Fifer’s story, from Reporter.

If the typographical cacophony of Reporter weren’t energetic enough, we can also partake of Chicago at the height of its Jazz Age frenzy, with gangland murders, flappers, Babbitt-like conventioneers, corrupt cops and politicians, steel mills and speakeasies, and cameos by celebrities such as Clarence Darrow and D. W. Griffith. The book opens as the city editor is trying to decide whether to run with the street shooting of the slick, handsome bootlegger Vito Manfredi or the sudden death of the president of the University of Chicago (no surprise which wins out). By the end, all three Manfredi brothers have been laid out in gardenia-laden coffins.

Reporter works as fiction only in the sense that the events and the names of the characters are made up. Otherwise, it is part experiment in what might be considered creative nonfiction and part a realistic account of what it was like to be an average reporter in those days. With Clarence Darrow about to depart for the Scopes trial, the city editor is eager to learn his defense strategy, so he sends our hero to camp out on Darrow’s doorstep. Which is exactly what he does. Sit in Darrow’s waiting room for hours, hoping for a clue, a glimpse of an expert witness, or a slipped remark by the great attorney. Instead, he hears the long and sad account of an old woman hoping to straighten out her dead sister’s estate. Darrow tolerates his uninvited guest, but at the end of the day the lad heads back to the office empty handed.
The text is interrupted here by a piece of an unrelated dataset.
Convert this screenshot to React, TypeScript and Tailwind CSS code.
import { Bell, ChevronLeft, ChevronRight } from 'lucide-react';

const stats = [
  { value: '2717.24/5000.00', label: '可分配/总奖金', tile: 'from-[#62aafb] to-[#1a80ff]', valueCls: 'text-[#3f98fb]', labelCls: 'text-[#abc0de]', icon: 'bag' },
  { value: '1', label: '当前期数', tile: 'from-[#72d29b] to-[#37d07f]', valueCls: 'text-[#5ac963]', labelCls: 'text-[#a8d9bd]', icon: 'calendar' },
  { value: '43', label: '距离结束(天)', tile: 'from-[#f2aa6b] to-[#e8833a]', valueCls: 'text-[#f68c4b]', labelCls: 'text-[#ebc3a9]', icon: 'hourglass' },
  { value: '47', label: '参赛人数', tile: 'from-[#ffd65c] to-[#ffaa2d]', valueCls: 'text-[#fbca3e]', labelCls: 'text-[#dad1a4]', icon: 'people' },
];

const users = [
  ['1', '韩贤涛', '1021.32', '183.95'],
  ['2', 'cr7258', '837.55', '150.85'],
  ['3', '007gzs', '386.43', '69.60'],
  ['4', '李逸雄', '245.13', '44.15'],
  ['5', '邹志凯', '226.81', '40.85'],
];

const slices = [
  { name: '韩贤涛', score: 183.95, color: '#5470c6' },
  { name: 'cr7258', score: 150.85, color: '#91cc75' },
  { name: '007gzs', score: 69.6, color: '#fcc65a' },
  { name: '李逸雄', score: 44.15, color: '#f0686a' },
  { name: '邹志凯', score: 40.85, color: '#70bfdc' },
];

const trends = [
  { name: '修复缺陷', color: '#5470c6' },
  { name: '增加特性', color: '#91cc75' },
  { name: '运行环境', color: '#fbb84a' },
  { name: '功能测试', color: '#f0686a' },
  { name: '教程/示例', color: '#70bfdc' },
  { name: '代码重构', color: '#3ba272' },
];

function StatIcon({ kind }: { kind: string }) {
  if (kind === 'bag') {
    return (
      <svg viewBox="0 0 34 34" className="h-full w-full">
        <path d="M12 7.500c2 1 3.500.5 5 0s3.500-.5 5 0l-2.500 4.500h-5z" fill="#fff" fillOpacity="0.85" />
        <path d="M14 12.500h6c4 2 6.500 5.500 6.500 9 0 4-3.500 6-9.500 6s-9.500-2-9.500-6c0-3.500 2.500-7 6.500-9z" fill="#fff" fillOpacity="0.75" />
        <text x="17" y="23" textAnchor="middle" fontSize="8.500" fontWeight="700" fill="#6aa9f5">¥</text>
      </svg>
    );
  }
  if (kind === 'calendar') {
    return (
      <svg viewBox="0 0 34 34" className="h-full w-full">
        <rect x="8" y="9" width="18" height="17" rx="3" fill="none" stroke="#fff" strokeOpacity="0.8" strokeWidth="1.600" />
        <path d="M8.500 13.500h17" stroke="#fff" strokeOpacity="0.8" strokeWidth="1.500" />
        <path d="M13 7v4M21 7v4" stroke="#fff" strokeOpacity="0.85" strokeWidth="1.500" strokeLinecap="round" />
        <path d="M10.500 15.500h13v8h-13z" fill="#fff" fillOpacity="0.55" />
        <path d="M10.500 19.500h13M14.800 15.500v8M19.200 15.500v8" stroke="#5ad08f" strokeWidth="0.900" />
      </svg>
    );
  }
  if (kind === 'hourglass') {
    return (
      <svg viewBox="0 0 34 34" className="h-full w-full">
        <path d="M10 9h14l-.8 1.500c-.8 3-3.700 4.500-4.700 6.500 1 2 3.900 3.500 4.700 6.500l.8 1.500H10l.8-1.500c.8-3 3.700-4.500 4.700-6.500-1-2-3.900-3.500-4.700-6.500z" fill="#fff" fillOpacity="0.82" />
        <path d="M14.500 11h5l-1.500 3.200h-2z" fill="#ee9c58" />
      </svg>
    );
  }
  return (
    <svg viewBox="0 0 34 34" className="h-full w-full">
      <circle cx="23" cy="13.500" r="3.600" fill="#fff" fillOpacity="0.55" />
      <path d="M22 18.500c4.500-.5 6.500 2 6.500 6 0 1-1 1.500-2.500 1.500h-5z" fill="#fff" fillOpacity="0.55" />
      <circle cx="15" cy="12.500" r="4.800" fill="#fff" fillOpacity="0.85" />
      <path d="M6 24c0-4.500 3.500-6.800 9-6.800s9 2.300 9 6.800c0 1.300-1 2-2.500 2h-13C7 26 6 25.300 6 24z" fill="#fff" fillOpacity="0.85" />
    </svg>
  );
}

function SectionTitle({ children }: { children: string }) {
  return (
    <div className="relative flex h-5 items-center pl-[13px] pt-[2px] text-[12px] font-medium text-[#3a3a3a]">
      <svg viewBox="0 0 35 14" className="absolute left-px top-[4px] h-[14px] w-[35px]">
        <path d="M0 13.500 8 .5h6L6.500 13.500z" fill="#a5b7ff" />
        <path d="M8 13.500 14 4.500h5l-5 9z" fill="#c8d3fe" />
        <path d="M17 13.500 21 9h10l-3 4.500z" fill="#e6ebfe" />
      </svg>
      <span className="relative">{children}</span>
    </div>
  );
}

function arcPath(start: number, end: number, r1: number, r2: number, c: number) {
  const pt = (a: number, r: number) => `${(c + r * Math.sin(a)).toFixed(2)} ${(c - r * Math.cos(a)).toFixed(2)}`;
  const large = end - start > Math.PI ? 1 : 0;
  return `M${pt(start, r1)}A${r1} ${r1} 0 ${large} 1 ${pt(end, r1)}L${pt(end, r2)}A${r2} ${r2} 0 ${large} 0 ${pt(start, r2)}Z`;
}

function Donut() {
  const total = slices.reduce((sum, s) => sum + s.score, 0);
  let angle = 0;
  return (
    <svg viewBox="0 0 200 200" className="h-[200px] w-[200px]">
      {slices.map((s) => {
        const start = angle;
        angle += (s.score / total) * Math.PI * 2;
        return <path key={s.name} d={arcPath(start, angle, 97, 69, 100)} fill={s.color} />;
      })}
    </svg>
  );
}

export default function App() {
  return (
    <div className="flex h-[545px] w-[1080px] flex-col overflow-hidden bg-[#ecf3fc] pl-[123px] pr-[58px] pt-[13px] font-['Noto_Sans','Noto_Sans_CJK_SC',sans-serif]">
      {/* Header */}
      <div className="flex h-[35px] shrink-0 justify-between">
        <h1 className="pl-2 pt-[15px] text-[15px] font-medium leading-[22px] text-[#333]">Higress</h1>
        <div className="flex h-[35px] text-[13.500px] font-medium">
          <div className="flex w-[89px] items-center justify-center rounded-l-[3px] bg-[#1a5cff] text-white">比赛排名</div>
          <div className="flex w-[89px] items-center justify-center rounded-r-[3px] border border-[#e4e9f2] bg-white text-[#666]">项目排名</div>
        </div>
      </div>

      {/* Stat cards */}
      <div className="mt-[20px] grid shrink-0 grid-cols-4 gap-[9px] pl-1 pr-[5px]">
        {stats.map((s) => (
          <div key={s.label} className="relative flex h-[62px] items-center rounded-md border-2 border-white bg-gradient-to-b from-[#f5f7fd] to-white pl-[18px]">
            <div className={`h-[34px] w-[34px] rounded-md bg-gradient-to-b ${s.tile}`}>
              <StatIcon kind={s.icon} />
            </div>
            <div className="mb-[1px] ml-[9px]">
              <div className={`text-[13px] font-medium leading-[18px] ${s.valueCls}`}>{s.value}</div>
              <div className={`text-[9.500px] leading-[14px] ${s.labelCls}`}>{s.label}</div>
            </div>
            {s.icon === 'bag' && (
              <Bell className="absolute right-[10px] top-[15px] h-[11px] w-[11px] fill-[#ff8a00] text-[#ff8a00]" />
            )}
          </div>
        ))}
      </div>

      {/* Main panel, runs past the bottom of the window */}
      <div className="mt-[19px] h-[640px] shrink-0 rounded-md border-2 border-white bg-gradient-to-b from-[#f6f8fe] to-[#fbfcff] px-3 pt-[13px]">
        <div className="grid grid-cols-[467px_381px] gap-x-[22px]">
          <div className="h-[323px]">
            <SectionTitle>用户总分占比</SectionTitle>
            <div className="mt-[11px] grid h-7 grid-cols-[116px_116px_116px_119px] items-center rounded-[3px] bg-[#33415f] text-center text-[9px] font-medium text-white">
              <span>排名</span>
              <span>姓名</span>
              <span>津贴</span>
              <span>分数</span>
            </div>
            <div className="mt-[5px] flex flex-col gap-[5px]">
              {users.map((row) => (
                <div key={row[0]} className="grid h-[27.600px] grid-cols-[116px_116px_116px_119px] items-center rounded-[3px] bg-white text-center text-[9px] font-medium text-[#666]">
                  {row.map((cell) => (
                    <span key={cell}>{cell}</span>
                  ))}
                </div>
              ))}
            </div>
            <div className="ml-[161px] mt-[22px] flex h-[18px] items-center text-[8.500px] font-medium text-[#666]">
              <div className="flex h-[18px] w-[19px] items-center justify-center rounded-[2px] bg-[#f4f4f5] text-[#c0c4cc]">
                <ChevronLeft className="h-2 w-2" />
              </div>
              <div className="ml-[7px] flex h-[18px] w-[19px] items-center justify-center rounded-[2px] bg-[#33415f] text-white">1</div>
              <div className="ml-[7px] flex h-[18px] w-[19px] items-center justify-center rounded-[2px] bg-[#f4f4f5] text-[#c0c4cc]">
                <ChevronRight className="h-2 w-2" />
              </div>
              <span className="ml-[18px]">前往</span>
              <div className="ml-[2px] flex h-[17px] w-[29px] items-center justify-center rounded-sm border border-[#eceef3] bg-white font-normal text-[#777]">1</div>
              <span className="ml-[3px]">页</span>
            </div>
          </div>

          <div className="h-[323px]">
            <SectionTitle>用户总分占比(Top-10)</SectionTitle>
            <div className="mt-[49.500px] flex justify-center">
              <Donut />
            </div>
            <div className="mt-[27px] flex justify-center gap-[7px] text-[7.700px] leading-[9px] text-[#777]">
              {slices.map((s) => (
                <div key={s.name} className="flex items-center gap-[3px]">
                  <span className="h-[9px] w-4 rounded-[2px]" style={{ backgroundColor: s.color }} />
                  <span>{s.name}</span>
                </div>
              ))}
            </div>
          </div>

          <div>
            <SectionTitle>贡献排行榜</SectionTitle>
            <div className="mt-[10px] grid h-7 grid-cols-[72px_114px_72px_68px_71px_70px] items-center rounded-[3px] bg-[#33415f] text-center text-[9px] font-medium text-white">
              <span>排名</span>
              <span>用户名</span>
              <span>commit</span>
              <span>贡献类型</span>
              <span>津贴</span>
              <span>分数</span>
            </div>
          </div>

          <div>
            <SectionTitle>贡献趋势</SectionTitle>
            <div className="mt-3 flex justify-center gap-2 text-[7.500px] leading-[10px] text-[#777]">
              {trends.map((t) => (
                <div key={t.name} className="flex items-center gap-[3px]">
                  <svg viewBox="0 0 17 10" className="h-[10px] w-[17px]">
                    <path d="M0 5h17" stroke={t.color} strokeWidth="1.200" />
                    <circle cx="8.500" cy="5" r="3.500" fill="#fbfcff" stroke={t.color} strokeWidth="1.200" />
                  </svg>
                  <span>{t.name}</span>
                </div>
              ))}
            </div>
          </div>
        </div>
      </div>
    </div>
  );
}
Taxis, we learn, are only for special occasions. “Taxis are only for when you’re on a hot story. Taxis are only for murders or suicides or rapes or morons or fires or bombings and only when they are very special murders suicides rapes morons fires or bombings at that.” Telephones are essential tools for command and control: the city editor doesn’t like a reporter to be out of reach for more than an hour or two. But they can also be tough to find in an Italian neighborhood or a Polish one.

And Levin, who worked his way through the University of Chicago as a stringer for the Chicago Daily News and later on the staff of the Chicago Evening American, knows the fundamental challenge faced by a reporter sent to assemble a first story in the wake of an event. Entering the emergency room after Vito Manfredi’s shooting, he recognizes that he is, effectively, going in empty-handed: “Everywhere surety: everybody, everybody, seemed to know everything, except him, the giver of information. Men, men—talking, explaining, arguing — all who? All relatives? All friends? All gang avengers? Go up to each with pencil to pad and ask who are you, why are you here?” “With the gangster in his last moments were …” he writes in his head, but not being a gangland specialist, the faces are just faces.
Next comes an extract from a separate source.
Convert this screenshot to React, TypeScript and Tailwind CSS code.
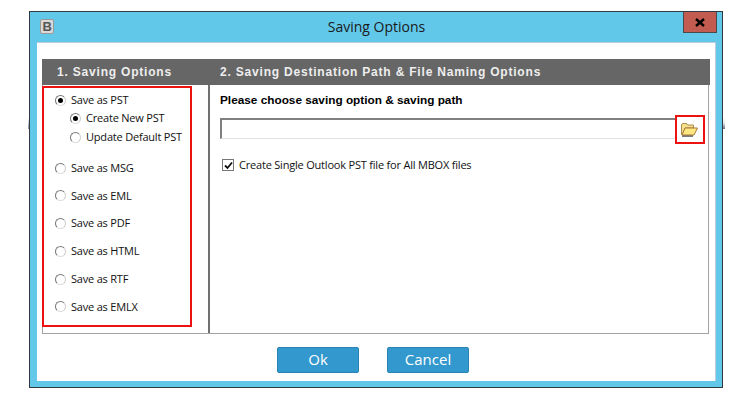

Fanny Butcher, who was at the time Chicago’s leading book critic, wrote of Reporter, “The business of being a reporter he has reported with skill and conviction and impressiveness. The business of being a human being aside from his job, he has fallen down on.” And it’s an accurate assessment of the book’s strengths and weaknesses. We’re told the reporter’s name several times or whatever he does when he’s not on the job, but it doesn’t really matter, anymore than his inept attempts to make a connection with women. The Rochester Democrat’s reviewer credited Levin for “at least an honest effort to reproduce the life of the city reporter in all its kaleidoscopic bewilderment,” and “kaleidoscopic bewilderment” sums up just why Reporter is flawed — and wonderful.
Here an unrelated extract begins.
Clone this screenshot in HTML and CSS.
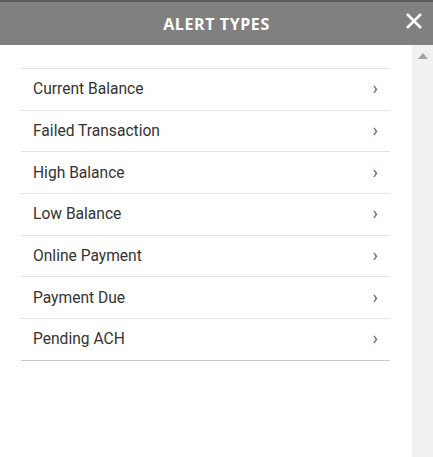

Portrait of Meyer Levin and announcement of John Day Co.'s withdrawal of Reporter.
Portrait of Meyer Levin and announcement of John Day Co.’s withdrawal of Reporter.

Reporter was no best-seller and would be tough to find a copy of today as it is, but to make matters worse, Levin’s publisher, John Day, pulled the book from bookstores and promptly announced that it would print no more copies about six weeks after it came out in the spring of 1929. No explanation was offered and neither Publisher’s Weekly nor Editor and Publisher made any further comment on the news. Concerns about libel, perhaps? It seems unlikely, unless there was something more to the book’s treatment of a story involving burglaries by some sons of Chicago’s wealthier families.

In any case, Levin was already on his way to Palestine to report on conflicts among the Arabs, Jews, and occupying British forces and had two further novels — Frankie and Johnny (1930) and Yehuda (1931) — in the works. No one seems to have written about Reporter since its disappearance. As Figtree Books, which republished his best-selling 1956 novel about the Leopold and Loeb case, Compulsion, puts it, “Levin was a constant innovator, reinventing himself and stretching his literary style with astonishing versatility.” He may not always have been successful in an artistic sense, but as Reporter demonstrates, Meyer Levin’s appetite for taking risks could lead him — and his readers — to some colorful places.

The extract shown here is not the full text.